In hardware, there is a firm distinction between memory and registers. Any language which approximates hardware semantics (which includes any mid-level or low-level compiler IR) is going to mirror this distinction with the notion of a potentially infinite register set (if pre-register allocation) and use of explicit instructions to move values to and from memory. But in every high-level language, there is no concept of a memory/register distinction: just values floating around in a giant bag of them, often no notion of loads or stores. You can approximate this by annotating values (as C does, with the volatile specifier), but the resulting semantics end up being muddy because you're relying on an imperfect mapping to get to the intended semantics (don't delete this load/store). Optimization that screws up the mapping of the language memory model to the hardware memory model is anticipated, even 30 years ago--that's why C has a volatile keyword.

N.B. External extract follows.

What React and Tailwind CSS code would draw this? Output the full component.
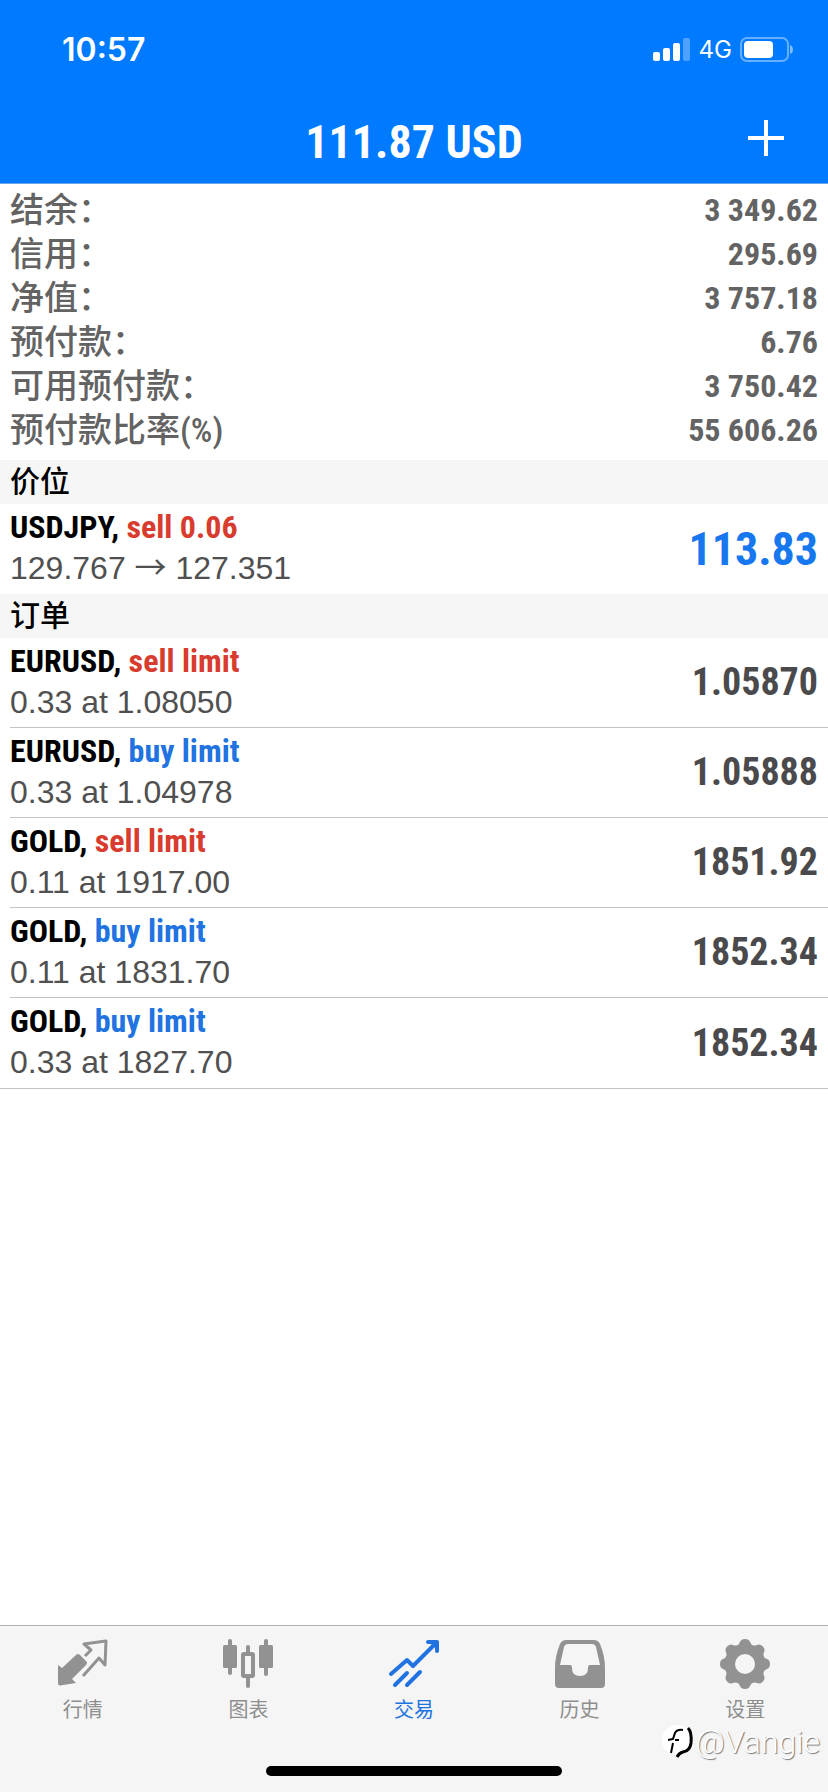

It is possible, if you are very careful, to write C code that exposes the underlying hardware model that allows you to reason about your program using that model. But this is not typical C code, and instead requires modifying your code in such a way that you make the intended loads and stores explicit. And if you write your code in the typical way and expect it to map cleanly to hardware semantics, you're going to have a bad time.

shaklee3 · on Oct 4, 2019

Coming from a world where latency and performance is paramount, I think it's perfectly acceptable to write code targeted at a specific architecture you know won't change. I understand your points though, and it's definitely not a style you should use in 99% of programming.

IggleSniggle · on Oct 3, 2019

I would call this sampling that could turn into a race condition if it stops being treated as sampling.